The D.C. mayor’s calendar is jammed as he contends with the sprawling complexities of managing the city, not to mention a scandal that has made the question of his political survival the topic of casual speculation.
But on this night, his attention was on the D.C. Dragons, the slow-pitch softball team for which he has played and coached for more than two decades and that was chasing another championship.
Softball for the mayor, at 69, remains what it has been for decades, a joyous excursion from the pressures of work and a source of not-inconsiderable regret.
As his security team drove him to a field beneath the Southwest Freeway, the mayor transformed from a jargon-laden bureaucrat into a gum-chewing ballplayer. He thought about whom he’d assign to bat fifth in the lineup and fretted over whether the Dragons would advance to the semifinals. He laced up his size 11 cleats.

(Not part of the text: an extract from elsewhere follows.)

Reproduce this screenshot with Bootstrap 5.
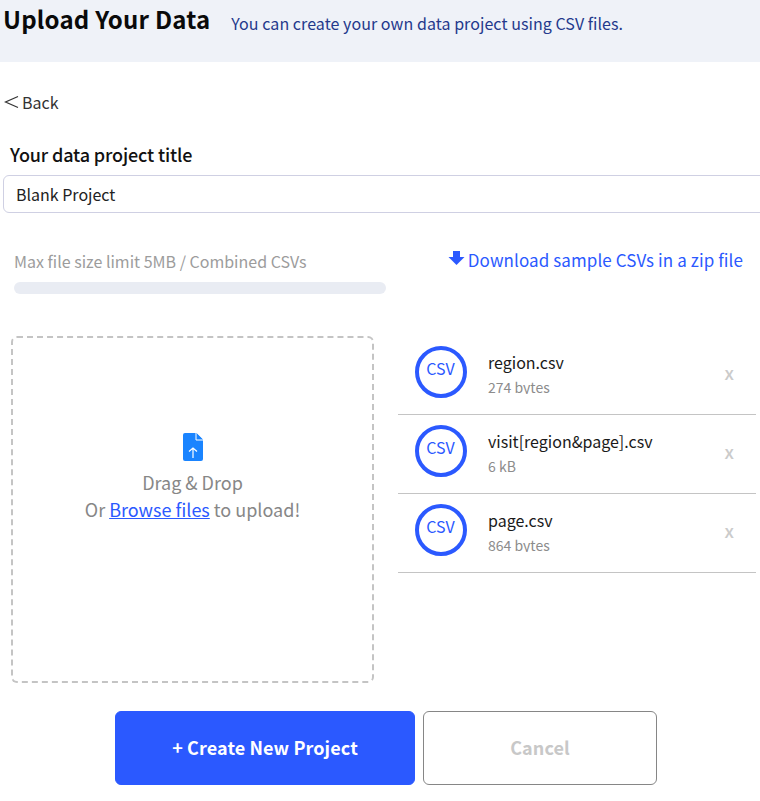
<!DOCTYPE html>
<html lang="en">

<head>
  <meta charset="UTF-8">
  <meta name="viewport" content="width=device-width, initial-scale=1.0">
  <title>Upload Your Data</title>
  <link href="https://cdn.jsdelivr.net/npm/bootstrap@5.3.0/dist/css/bootstrap.min.css" rel="stylesheet">
  <style>
    html, body { overflow: hidden; }
    body { font-family: "Noto Sans CJK KR", "Noto Sans", sans-serif; color: #111; height: 801px; }
    .page-head { background: #eff2f8; height: 62px; padding-left: 3px; gap: 21px; }
    .page-head h1 { font-size: 24px; font-weight: 700; line-height: 36px; margin: 1px 0 0; color: #0a0a0a; letter-spacing: .2px; }
    .page-head span { font-size: 16px; line-height: 24px; color: #24398c; margin-top: 11px; letter-spacing: .06px; }
    .back-link { font-size: 16px; line-height: 24px; color: #333; margin: 28px 0 0 4px; gap: 3px; }
    .title-label { font-size: 18px; font-weight: 500; line-height: 26px; margin: 27px 0 8px 10px; color: #111; letter-spacing: -.14px; }
    .title-input { margin-left: 3px; width: 800px; height: 38px; font-size: 16px; padding: 0 12px; border-color: #cfd0e3; border-radius: 6px; color: #222; }
    .limit-row { margin: 29px 17px 0 14px; }
    .limit-text { font-size: 16px; line-height: 24px; color: #9c9c9c; width: 372px; margin-top: 7px; }
    .limit-bar { height: 12px; width: 372px; background: #e9ecf3; margin-top: 9px; border-radius: 6px; }
    .sample-link { font-size: 17px; line-height: 26px; color: #2b59ff; text-decoration: none; gap: 3px; margin-top: 5px; letter-spacing: .09px; }
    .sample-link svg { margin: -3px 0 0 -1px; }
    .upload-area { margin: 42px 0 0 11px; }
    .drop-box { width: 363px; height: 347px; border: 2px dashed #c4c4c4; border-radius: 6px; color: #878787; font-size: 18px; line-height: 27px; padding-bottom: 64px; }
    .drop-box a { color: #2b59ff; }
    .file-list { margin-left: 24px; width: 358px; }
    .file-row { height: 79px; border-bottom: 1px solid #c4c4c4; padding-left: 17px; }
    .csv-ring { width: 52px; height: 52px; border: 4px solid #2b59ff; border-radius: 50%; color: #2b59ff; font-size: 16px; margin-top: 10px; flex-shrink: 0; padding: 0 1px 9px 0; }
    .file-info { margin-left: 21px; padding-top: 14px; }
    .file-name { font-size: 16px; line-height: 24px; color: #1a1a1a; }
    .file-size { font-size: 14px; line-height: 20px; color: #8c8c8c; margin-top: 3px; height: 17px; overflow: hidden; }
    .file-remove { margin-left: auto; margin-right: 22px; font-size: 18px; font-weight: 500; color: #cbcbcb; margin-top: 24px; line-height: 24px; }
    .btn-row { margin-top: 28px; padding-left: 115px; gap: 8px; }
    .btn-create, .btn-quit { height: 74px; font-size: 18px; font-weight: 700; border-radius: 6px; padding-bottom: 8px; letter-spacing: .1px; }
    .btn-create { width: 300px; background: #2b59ff; border-color: #2b59ff; color: #fff; }
    .btn-quit { width: 234px; background: #fff; border-color: #868686; color: #c8c8c8; }
  </style>
</head>

<body>
  <div class="page-head d-flex align-items-start">
    <h1>Upload Your Data</h1>
    <span>You can create your own data project using CSV files.</span>
  </div>

  <div class="back-link d-flex align-items-center">
    <svg width="15" height="14" viewBox="0 0 15 14" fill="none" stroke="#333" stroke-width="1.2"><path d="M14 1.5 1.5 7 14 12.5"/></svg>
    Back
  </div>

  <div class="title-label">Your data project title</div>
  <input class="form-control title-input" type="text" value="Blank Project">

  <div class="limit-row d-flex justify-content-between align-items-start">
    <div>
      <div class="limit-text">Max file size limit 5MB / Combined CSVs</div>
      <div class="limit-bar"></div>
    </div>
    <a class="sample-link d-flex align-items-center" href="#">
      <svg width="17" height="17" viewBox="0 0 17 17" fill="#2b59ff"><path d="M5 1h7v6h4.500L8.500 15 .5 7H5z"/></svg>
      Download sample CSVs in a zip file
    </a>
  </div>

  <div class="upload-area d-flex align-items-start">
    <div class="drop-box d-flex flex-column align-items-center justify-content-center text-center">
      <svg class="mb-2" width="20" height="28" viewBox="0 0 20 28">
        <path d="M2 0h11.500L20 6.500V26a2 2 0 0 1-2 2H2a2 2 0 0 1-2-2V2a2 2 0 0 1 2-2z" fill="#1a84ff"/>
        <path d="M13 0v7h7" fill="#1a84ff" stroke="#fff" stroke-width="1"/>
        <path d="M10 25V15M6 18.500 10 15l4 3.500" fill="none" stroke="#fff" stroke-width="1.200"/>
      </svg>
      <div>Drag &amp; Drop</div>
      <div>Or <a href="#">Browse files</a> to upload!</div>
    </div>

    <div class="file-list">
      <div class="file-row d-flex align-items-start">
        <div class="csv-ring d-flex align-items-center justify-content-center">CSV</div>
        <div class="file-info">
          <div class="file-name">region.csv</div>
          <div class="file-size">274 bytes</div>
        </div>
        <div class="file-remove">x</div>
      </div>
      <div class="file-row d-flex align-items-start">
        <div class="csv-ring d-flex align-items-center justify-content-center">CSV</div>
        <div class="file-info">
          <div class="file-name">visit[region&amp;page].csv</div>
          <div class="file-size">6 kB</div>
        </div>
        <div class="file-remove">x</div>
      </div>
      <div class="file-row d-flex align-items-start">
        <div class="csv-ring d-flex align-items-center justify-content-center">CSV</div>
        <div class="file-info">
          <div class="file-name">page.csv</div>
          <div class="file-size">864 bytes</div>
        </div>
        <div class="file-remove">x</div>
      </div>
    </div>
  </div>

  <div class="btn-row d-flex">
    <button class="btn btn-create" type="button">+ Create New Project</button>
    <button class="btn btn-quit" type="button">Cancel</button>
  </div>

  <script src="https://cdn.jsdelivr.net/npm/bootstrap@5.3.0/dist/js/bootstrap.bundle.min.js"></script>
</body>

</html>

“This is not a league where people show up and say, ‘We brought the picnic basket,’ ” he said. “Oh no. They come to win.”

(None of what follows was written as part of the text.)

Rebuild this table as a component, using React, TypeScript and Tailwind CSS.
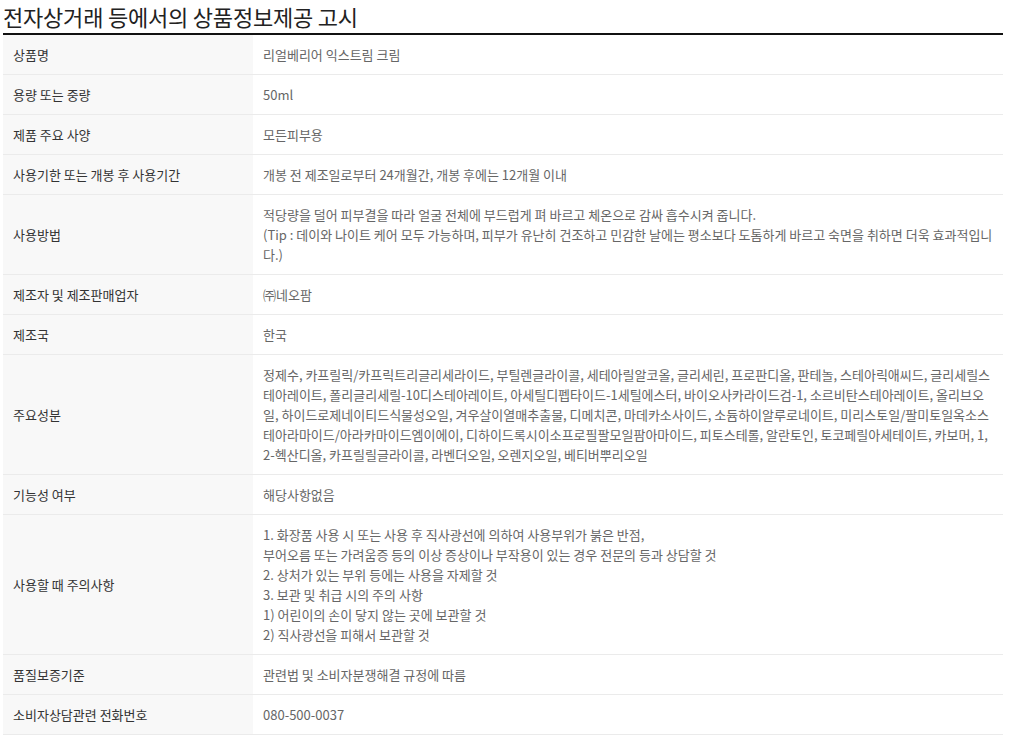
type Row = {
  label: string;
  lines: string[];
};

const rows: Row[] = [
  { label: "상품명", lines: ["리얼베리어 익스트림 크림"] },
  { label: "용량 또는 중량", lines: ["50ml"] },
  { label: "제품 주요 사양", lines: ["모든피부용"] },
  {
    label: "사용기한 또는 개봉 후 사용기간",
    lines: ["개봉 전 제조일로부터 24개월간, 개봉 후에는 12개월 이내"],
  },
  {
    label: "사용방법",
    lines: [
      "적당량을 덜어 피부결을 따라 얼굴 전체에 부드럽게 펴 바르고 체온으로 감싸 흡수시켜 줍니다.",
      "(Tip : 데이와 나이트 케어 모두 가능하며, 피부가 유난히 건조하고 민감한 날에는 평소보다 도톰하게 바르고 숙면을 취하면 더욱 효과적입니",
      "다.)",
    ],
  },
  { label: "제조자 및 제조판매업자", lines: ["㈜네오팜"] },
  { label: "제조국", lines: ["한국"] },
  {
    label: "주요성분",
    lines: [
      "정제수, 카프릴릭/카프릭트리글리세라이드, 부틸렌글라이콜, 세테아릴알코올, 글리세린, 프로판디올, 판테놀, 스테아릭애씨드, 글리세릴스",
      "테아레이트, 폴리글리세릴-10디스테아레이트, 아세틸디펩타이드-1세틸에스터, 바이오사카라이드검-1, 소르비탄스테아레이트, 올리브오",
      "일, 하이드로제네이티드식물성오일, 겨우살이열매추출물, 디메치콘, 마데카소사이드, 소듐하이알루로네이트, 미리스토일/팔미토일옥소스",
      "테아라마이드/아라카마이드엠이에이, 디하이드록시이소프로필팔모일팜아마이드, 피토스테롤, 알란토인, 토코페릴아세테이트, 카보머, 1,",
      "2-헥산디올, 카프릴릴글라이콜, 라벤더오일, 오렌지오일, 베티버뿌리오일",
    ],
  },
  { label: "기능성 여부", lines: ["해당사항없음"] },
  {
    label: "사용할 때 주의사항",
    lines: [
      "1. 화장품 사용 시 또는 사용 후 직사광선에 의하여 사용부위가 붉은 반점,",
      "부어오름 또는 가려움증 등의 이상 증상이나 부작용이 있는 경우 전문의 등과 상담할 것",
      "2. 상처가 있는 부위 등에는 사용을 자제할 것",
      "3. 보관 및 취급 시의 주의 사항",
      "1) 어린이의 손이 닿지 않는 곳에 보관할 것",
      "2) 직사광선을 피해서 보관할 것",
    ],
  },
  { label: "품질보증기준", lines: ["관련법 및 소비자분쟁해결 규정에 따름"] },
  { label: "소비자상담관련 전화번호", lines: ["080-500-0037"] },
];

const App = () => {
  return (
    <div
      className="w-[1013px] min-h-[743px] bg-white pl-[3px]"
      style={{ fontFamily: '"Noto Sans CJK KR", "Noto Sans", sans-serif' }}
    >
      <div className="w-[1000px]">
        <h2 className="h-[35px] pt-[1px] text-[22px] leading-[30px] text-[#222] tracking-[-0.2px] border-b-2 border-[#111]">
          전자상거래 등에서의 상품정보제공 고시
        </h2>
        <div className="flex flex-col">
          {rows.map((row) => (
            <div key={row.label} className="flex border-b border-[#ebebeb]">
              <div className="w-[250px] shrink-0 bg-[#f8f8f8] px-[10px] flex items-center text-[13px] leading-[20px] text-[#333]">
                {row.label}
              </div>
              <div className="flex-1 px-[10px] pt-[10px] pb-[9px] text-[13px] leading-[20px] text-[#666]">
                {row.lines.map((line, i) => (
                  <div key={i} className="whitespace-nowrap">
                    {line}
                  </div>
                ))}
              </div>
            </div>
          ))}
        </div>
      </div>
    </div>
  );
};

export default App;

None more so, perhaps, than the mayor, who said that umpires twice have ejected him over the years for arguing calls. A few weeks ago, after the Dragons gave up seven runs in the third inning, Gray ordered his players into a huddle and suggested in no uncertain terms that they extricate their heads from their you-know-whats.
“Vince can get a little feisty,” said Tracy Proctor, a Dragon for more than a decade.
The team’s pitcher works as a letter carrier, the left fielder as a Justice Department lawyer, the catcher as an auto mechanic. The shortstop is a police officer on the mayor’s security detail. A handful of Dragons are at least 40 years younger than Gray, who is the oldest player in the Department of Parks and Recreation league. His teammates call him Vince, or mayor or sometimes “sir.”
They cheer him when he’s at bat and smirk when he doesn’t bend low enough to scoop throws at first. They do not bring up what they read in the newspapers — the federal investigation into his campaign, the three associates who have pleaded guilty to campaign-related crimes, the D.C. Council members who have demanded his resignation.
“This is his sanctuary,” said Jerome Bracey, 47, a Dragon for 20 years. “This is his little bubble where he can forget everything.”
Except when someone won’t let him.
In the top of the first inning Wednesday, the mayor, a lefty, stepped up to the plate and struck out swinging. As he walked back to the dugout, a spectator shouted, “Sulaimon Brown Three!,” a taunting reference to a former mayoral candidate whose allegations started Gray’s troubles.
A few innings later, the mayor slapped a single to right, driving in two Dragons as the team advanced to the next round. Afterward, as the clock neared midnight, he returned to his office to work for a couple more hours at his desk, still in uniform, cap on, his batting gloves stuffed in his back pocket.